Writer类提供了AddRecord的写接口,再看具体实现:
Status Writer::AddRecord(const Slice& slice) { const char* ptr = slice.data(); size_t left = slice.size(); // Fragment the record if necessary and emit it. Note that if slice // is empty, we still want to iterate once to emit a single // zero-length record Status s; bool begin = true; do { const int leftover = kBlockSize - block_offset_; assert(leftover >= 0); if (leftover < kHeaderSize) { // Switch to a new block if (leftover > 0) { // Fill the trailer (literal below relies on kHeaderSize being 7) assert(kHeaderSize == 7); dest_->Append(Slice("\x00\x00\x00\x00\x00\x00", leftover)); } block_offset_ = 0; } // Invariant: we never leave < kHeaderSize bytes in a block. assert(kBlockSize - block_offset_ - kHeaderSize >= 0); const size_t avail = kBlockSize - block_offset_ - kHeaderSize; const size_t fragment_length = (left < avail) ? left : avail; RecordType type; const bool end = (left == fragment_length); if (begin && end) { type = kFullType; } else if (begin) { type = kFirstType; } else if (end) { type = kLastType; } else { type = kMiddleType; } s = EmitPhysicalRecord(type, ptr, fragment_length); ptr += fragment_length; left -= fragment_length; begin = false; } while (s.ok() && left > 0); return s; } Status Writer::EmitPhysicalRecord(RecordType t, const char* ptr, size_t n) { assert(n <= 0xffff); // Must fit in two bytes assert(block_offset_ + kHeaderSize + n <= kBlockSize); // Format the header char buf[kHeaderSize]; buf[4] = static_cast(n & 0xff); buf[5] = static_cast(n >> 8); buf[6] = static_cast(t); // Compute the crc of the record type and the payload. uint32_t crc = crc32c::Extend(type_crc_[t], ptr, n); crc = crc32c::Mask(crc); // Adjust for storage EncodeFixed32(buf, crc); // Write the header and the payload Status s = dest_->Append(Slice(buf, kHeaderSize)); if (s.ok()) { s = dest_->Append(Slice(ptr, n)); if (s.ok()) { s = dest_->Flush(); } } block_offset_ += kHeaderSize + n; return s; }
块大小固定32K,可能跨块,分片写入,首先计算当前块剩余是否足够容纳记录头,若不能全部填充空串(ASCII码0),若恰好仅能容纳记录头则允许插入一次0长的记录;若当前块剩余大于记录头的7字节大小,则计算是否需要分片及设置相应记录标记;之后设置相应记录头和计算CRC校验,写入实际记录内容,写状态成功后flush数据到页面缓存(page cache)。

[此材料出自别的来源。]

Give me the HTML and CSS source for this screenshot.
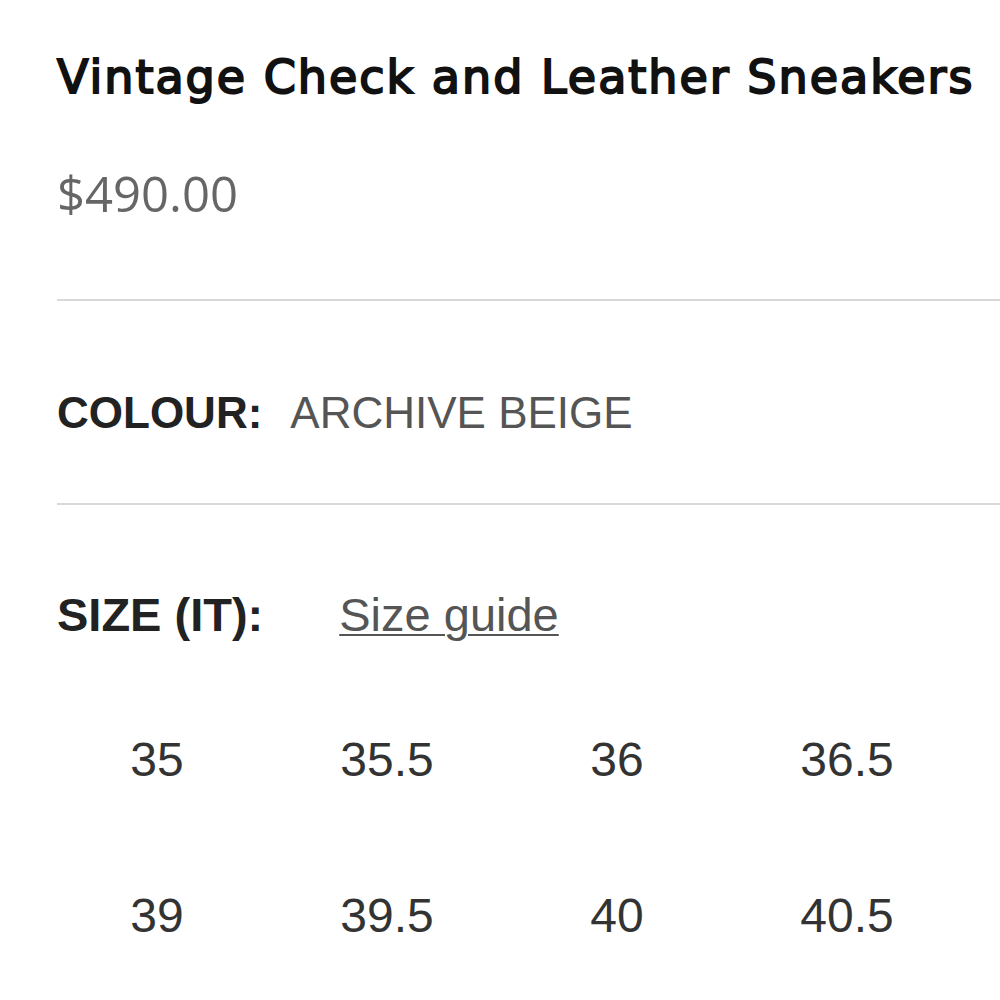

leveldb写记录使用了CRC32校验,这里来复习下CRC校验算法:
采用 CRC 校验时,发送方和接收方用同一个生成多项式g(x),g(x)是一个GF(2)多项式,并且g(x)的首位和最后一位的系数必须为1。
CRC的处理方法是:发送方用发送数据的二进制多项式t(x)除以g(x),得到余数y(x)作为CRC校验码。校验时,以计算的校正结果是否为0为据,判断数据帧是否出错。设生成多项式是r阶的(最高位是x^r)具体步骤如下面的描述。
发送方:
1 )在发送的 m 位数据的二进制多项式 t(x) 后添加 r 个 0 ,扩张到 m+ r 位,以容纳 r 位的校验码,追加 0 后的二进制多项式为 T(x) ;
2 )用 T(x) 除以生成多项式 g(x) ,得到 r 位的余数 y(x) ,它就是 CRC 校验码;
3 )把 y(x) 追加到 t(x) 后面,此时的数据 s(x) 就是包含了 CRC 校验码的待发送字符串;由于 s(x) = t(x) y(x) ,因此 s(x) 肯定能被 g(x) 除尽。
接收方:
1 )接收数据 n(x) ,这个 n(x) 就是包含了 CRC 校验码的 m+r 位数据;
2 )计算 n(x) 除以 g(x) ,如果余数为 0 则表示传输过程没有错误,否则表示有错误。从 n(x) 去掉尾部的 r 位数据,得到的就是原始数据。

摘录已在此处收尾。